Who are the Igorot people of the Philippines?
Nestled in the northern part of the Philippines lies the Cordillera region, a tapestry of rugged mountains and rich traditions spanning six provinces: Abra, Apayao, Kalinga, Benguet, Ifugao, and Mountain Province. This region is more than just a geographical area; it's a living, breathing community of several ethno-linguistic groups, including the Bontok, Ibaloi, Ifugao, Isneg (or Apayao), Kalinga, and Kankanaey, collectively known as the Igorot people.
The Igorots are custodians of an extraordinary cultural legacy, visible in the breathtaking rice terraces that cascade down the mountainsides of the Philippine Cordilleras, like those in Banaue. These terraces are not merely agricultural achievements; rather, they are representations of centuries-old indigenous engineering and agricultural knowledge that many people consider to be one of the wonders of the world.
Despite the shadows cast by colonialism, with the Philippines having endured centuries under Spanish and American influence, the Igorot people have fiercely safeguarded their way of life.
Their resilience is embedded into the very foundation of their identity, manifesting in unique governance systems, social practices, languages, religious beliefs, and rituals that have survived and thrived.
In their communities, old ways of farming, festivals, and dances are not relics from the past; they are still celebrated and passed down from generation to generation.
Today, the Igorots stand as proud contributors to the mosaic of Philippine culture, actively engaging in the preservation of their ancestral lands and traditions while navigating the complexities of modern life.
The Philippine government has taken important steps towards honouring and protecting these vibrant communities by recognising their rights and cultural heritage through legislation such as the Indigenous Peoples' Rights Act of 1997.
Link between the Igorots and the Māori people
On a global scale, the Igorots share a bond with the Māori people of New Zealand, rooted in the ancient migrations that have shaped the Austronesian family. This lineage connects diverse cultures across the Pacific and Southeast Asia, showcasing the shared journeys and intertwined histories of peoples separated by oceans yet united by a common heritage.
The similarities between the Igorots and the Māori people are evident, particularly when examining their languages, wood carvings, and weaving. Hone Arohaina Te Topa Thorpe (Te Āti Awa) from the University of Auckland’s Business School, who attended the event and led the opening Karakia, pointed out that the similarities extend beyond just art and language.
He observed that the values shared by the Igorots and the Māori people also mirror each other closely.
Thorpe stated, "Both cultures are very similar; we [Māori people] worship our ancestors, have a strong belief in God, and love to sing and dance. We relish the rhythm of everything—so very similar. Both the Māori and the Igorots are family-oriented, valuing our whānau—people coming together to celebrate and get to know each other. Maintaining our culture and language from where we come from—all of these things are important to both Igorots and Māori people."

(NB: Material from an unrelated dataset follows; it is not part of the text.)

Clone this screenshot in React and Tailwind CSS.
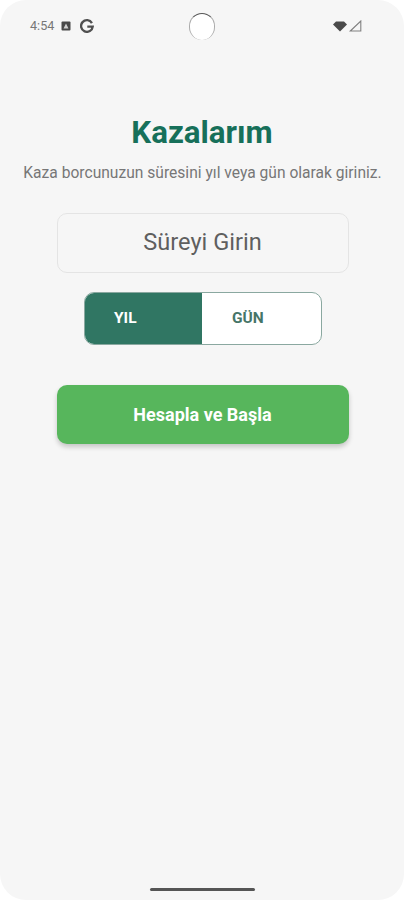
export default function App() {
  return (
    <div className="w-[404px] h-[900px] bg-white" style={{ fontFamily: "Roboto, sans-serif" }}>
      <div className="relative w-full h-full rounded-[26px] bg-[#f6f6f6] flex flex-col items-center overflow-hidden">
        <div className="w-full h-[52px] shrink-0 flex items-center justify-between pl-[30px] pr-[42px] relative">
          <div className="flex items-center text-[#555]">
            <span className="text-[12.6px] leading-none text-[#777]">4:54</span>
            <svg className="ml-[7px]" width="10" height="10" viewBox="0 0 10 10">
              <rect x="0.5" y="0.5" width="9" height="9" rx="1" fill="#484848" />
              <path d="M5 2.5 L7.5 7.5 H2.5 Z" fill="#cfcfcf" />
            </svg>
            <svg className="ml-[9px]" width="14" height="14" viewBox="0 0 24 24" fill="none" stroke="#505050" strokeWidth="4">
              <path d="M20.5 7 A10 10 0 1 0 21.8 13 H12.5" />
            </svg>
          </div>
          <div className="absolute left-[189px] top-[13px] w-[26px] h-[27px] rounded-full bg-white border-t-[1.5px] border-x border-b-0 border-t-[#555] border-x-[#aaa]" />
          <div className="flex items-center gap-[2px]">
            <svg width="14" height="11" viewBox="0 0 14 11">
              <path d="M0 3.5 L3 0.5 H11 L14 3.5 L7 10.5 Z" fill="#4a4a4a" />
            </svg>
            <svg width="13" height="12" viewBox="0 0 13 12" fill="none" stroke="#808080" strokeWidth="1.1">
              <path d="M1.3 11 L11.8 1 V11 Z" />
            </svg>
          </div>
        </div>
        <h1 className="mt-[62px] text-[31.3px] leading-[38px] font-bold text-[#17705a]">Kazalarım</h1>
        <p className="mt-[11px] ml-px text-[15.6px] leading-[20px] text-[#777] whitespace-nowrap">
          Kaza borcunuzun süresini yıl veya gün olarak giriniz.
        </p>
        <div className="mt-[30px] ml-px w-[292px] h-[60px] rounded-[10px] border border-[#e4e4e4] bg-[#f6f6f6] flex items-center justify-center text-[23.6px] text-[#5f5f5f]">
          Süreyi Girin
        </div>
        <div className="mt-[19px] ml-[2px] w-[238px] h-[53px] rounded-[10px] border border-[#8aa8a0] bg-white flex overflow-hidden">
          <div className="w-[117px] bg-[#307663] flex items-center pl-[29px] text-[15.5px] font-bold text-white">YIL</div>
          <div className="flex-1 flex items-center pl-[30px] text-[15.5px] font-bold text-[#457568]">GÜN</div>
        </div>
        <button className="mt-[40px] ml-px w-[292px] h-[59px] rounded-[10px] bg-[#57b65c] shadow-[0_3px_5px_rgba(0,0,0,0.2)] text-[18px] font-bold text-white">
          Hesapla ve Başla
        </button>
        <div className="mt-auto mb-[9px] w-[105px] h-[3px] rounded-full bg-[#555]" />
      </div>
    </div>
  );
}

"I think, just like us, the Igorot people have a close connection to our land. The Igorot people are very close to their homeland in the Cordillera mountains, which is very important to them. Similarly, we, the Māori people, find mountains very important; we are very connected to our land as well," he added.
The stories of the Igorots and Māori people highlight the resilience of indigenous cultures to maintain their identity and traditions in the face of global change.
Beyond a mere cultural exhibition, the 14th Igorot international consultation exemplified strength, solidarity, and a strong sense of identity.
Despite being dispersed around the world, the Igorot diaspora remains committed to preserving their cultural heritage. As Benito emphasised, "[these events] are important for the future of our culture, if we don't do this, it will be lost, it will die. And it's our responsibility, our generation's responsibility to teach it to our young ones. So that they will also continue [our tradition], and it will not be a dying culture."